From the listing below, extract every line in which the word "page" appears.

━━ DATA

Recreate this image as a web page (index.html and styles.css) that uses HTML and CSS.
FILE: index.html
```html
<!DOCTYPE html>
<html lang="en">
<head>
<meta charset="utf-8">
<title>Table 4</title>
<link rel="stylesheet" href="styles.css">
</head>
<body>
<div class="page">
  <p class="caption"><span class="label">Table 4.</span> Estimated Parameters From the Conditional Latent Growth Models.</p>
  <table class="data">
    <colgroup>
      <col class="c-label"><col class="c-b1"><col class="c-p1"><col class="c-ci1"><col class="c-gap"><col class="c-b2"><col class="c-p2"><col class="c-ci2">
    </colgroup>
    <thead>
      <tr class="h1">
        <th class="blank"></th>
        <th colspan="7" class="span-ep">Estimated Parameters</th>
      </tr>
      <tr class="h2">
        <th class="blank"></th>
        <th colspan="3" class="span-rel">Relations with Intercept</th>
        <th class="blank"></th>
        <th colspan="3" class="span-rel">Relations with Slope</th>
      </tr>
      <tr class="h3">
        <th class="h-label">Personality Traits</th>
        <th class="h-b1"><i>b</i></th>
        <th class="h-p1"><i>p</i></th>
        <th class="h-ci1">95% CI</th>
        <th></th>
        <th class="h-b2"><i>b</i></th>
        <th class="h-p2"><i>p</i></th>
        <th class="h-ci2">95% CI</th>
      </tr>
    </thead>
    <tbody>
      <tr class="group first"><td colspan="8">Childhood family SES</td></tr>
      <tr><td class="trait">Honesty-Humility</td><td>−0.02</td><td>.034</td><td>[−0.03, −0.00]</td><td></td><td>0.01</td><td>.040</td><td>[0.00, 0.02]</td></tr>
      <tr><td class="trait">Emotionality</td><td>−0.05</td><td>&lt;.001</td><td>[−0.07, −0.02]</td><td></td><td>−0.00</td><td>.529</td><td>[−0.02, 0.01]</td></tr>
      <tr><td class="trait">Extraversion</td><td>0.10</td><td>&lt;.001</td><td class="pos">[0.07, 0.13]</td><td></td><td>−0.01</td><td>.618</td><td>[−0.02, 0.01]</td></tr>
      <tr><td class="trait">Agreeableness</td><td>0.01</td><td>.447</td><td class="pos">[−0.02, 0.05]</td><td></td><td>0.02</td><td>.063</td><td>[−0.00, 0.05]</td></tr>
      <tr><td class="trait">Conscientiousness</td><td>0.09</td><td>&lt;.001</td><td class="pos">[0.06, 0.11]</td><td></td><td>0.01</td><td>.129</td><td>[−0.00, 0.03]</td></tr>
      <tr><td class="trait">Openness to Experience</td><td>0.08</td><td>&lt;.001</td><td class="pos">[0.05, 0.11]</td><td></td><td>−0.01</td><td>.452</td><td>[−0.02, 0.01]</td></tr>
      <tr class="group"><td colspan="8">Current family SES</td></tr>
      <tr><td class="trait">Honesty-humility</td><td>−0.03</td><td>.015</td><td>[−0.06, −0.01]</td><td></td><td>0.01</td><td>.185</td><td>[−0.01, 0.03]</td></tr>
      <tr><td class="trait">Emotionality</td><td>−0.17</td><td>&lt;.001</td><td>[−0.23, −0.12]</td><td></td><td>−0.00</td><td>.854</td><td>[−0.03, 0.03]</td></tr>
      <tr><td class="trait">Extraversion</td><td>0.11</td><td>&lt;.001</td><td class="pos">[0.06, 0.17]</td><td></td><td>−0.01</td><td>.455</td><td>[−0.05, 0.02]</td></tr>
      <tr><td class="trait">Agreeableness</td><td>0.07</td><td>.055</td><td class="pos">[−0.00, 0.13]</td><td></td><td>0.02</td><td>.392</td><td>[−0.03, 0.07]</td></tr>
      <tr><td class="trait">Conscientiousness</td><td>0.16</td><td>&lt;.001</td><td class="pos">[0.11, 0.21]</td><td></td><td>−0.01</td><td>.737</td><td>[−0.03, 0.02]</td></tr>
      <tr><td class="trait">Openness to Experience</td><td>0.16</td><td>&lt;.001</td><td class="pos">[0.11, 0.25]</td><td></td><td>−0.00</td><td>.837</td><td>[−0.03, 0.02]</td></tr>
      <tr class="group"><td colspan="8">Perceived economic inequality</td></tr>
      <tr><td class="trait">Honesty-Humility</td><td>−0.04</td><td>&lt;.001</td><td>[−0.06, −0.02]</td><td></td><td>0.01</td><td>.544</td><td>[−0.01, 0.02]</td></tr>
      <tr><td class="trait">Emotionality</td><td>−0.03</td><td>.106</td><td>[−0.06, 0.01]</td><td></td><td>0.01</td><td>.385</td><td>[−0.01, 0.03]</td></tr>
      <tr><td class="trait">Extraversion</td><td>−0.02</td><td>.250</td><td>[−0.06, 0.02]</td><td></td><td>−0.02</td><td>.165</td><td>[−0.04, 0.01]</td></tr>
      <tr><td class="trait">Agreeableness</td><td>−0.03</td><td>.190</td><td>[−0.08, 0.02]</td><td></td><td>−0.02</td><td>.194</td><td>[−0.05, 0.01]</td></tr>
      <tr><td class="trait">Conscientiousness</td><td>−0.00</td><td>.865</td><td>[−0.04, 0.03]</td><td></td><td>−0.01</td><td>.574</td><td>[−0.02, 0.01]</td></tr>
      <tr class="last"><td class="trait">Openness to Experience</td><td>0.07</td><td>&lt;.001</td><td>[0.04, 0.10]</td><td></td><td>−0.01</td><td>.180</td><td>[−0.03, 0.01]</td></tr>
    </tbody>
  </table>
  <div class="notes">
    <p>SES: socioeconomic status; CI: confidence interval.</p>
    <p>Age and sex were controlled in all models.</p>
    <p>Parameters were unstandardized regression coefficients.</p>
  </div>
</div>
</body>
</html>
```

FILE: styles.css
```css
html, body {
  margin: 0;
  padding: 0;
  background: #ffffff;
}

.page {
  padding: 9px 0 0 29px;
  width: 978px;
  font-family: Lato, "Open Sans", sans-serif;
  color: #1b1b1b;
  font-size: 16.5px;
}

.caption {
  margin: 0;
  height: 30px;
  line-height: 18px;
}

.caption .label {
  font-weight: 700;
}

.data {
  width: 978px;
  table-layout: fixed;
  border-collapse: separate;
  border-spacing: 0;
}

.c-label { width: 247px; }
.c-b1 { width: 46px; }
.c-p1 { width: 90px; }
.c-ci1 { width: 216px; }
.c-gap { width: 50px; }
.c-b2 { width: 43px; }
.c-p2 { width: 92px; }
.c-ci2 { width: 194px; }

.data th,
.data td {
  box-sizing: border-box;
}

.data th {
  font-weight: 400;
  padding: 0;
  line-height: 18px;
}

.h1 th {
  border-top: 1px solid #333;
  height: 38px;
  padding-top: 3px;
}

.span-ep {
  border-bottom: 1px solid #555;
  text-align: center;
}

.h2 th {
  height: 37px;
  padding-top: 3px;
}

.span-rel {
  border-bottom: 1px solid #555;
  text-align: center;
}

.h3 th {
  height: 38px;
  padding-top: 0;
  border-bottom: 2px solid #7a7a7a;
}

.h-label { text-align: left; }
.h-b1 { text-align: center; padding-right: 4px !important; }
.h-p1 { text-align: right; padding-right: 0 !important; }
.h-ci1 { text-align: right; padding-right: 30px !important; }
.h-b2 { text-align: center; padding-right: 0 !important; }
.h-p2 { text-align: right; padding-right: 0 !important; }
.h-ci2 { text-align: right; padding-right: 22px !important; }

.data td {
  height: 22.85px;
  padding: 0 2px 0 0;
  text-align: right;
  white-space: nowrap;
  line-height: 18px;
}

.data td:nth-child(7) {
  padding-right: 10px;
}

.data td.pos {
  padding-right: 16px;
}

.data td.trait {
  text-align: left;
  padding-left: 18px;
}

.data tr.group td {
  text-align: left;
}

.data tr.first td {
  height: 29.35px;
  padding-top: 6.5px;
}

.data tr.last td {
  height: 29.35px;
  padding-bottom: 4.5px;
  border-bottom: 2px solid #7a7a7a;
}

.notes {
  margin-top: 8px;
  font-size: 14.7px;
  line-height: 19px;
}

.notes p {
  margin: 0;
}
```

━━━━

→ **COMPLETED TASK**:
Recreate this image as a web page (index.html and styles.css) that uses HTML and CSS.
<div class="page">
.page {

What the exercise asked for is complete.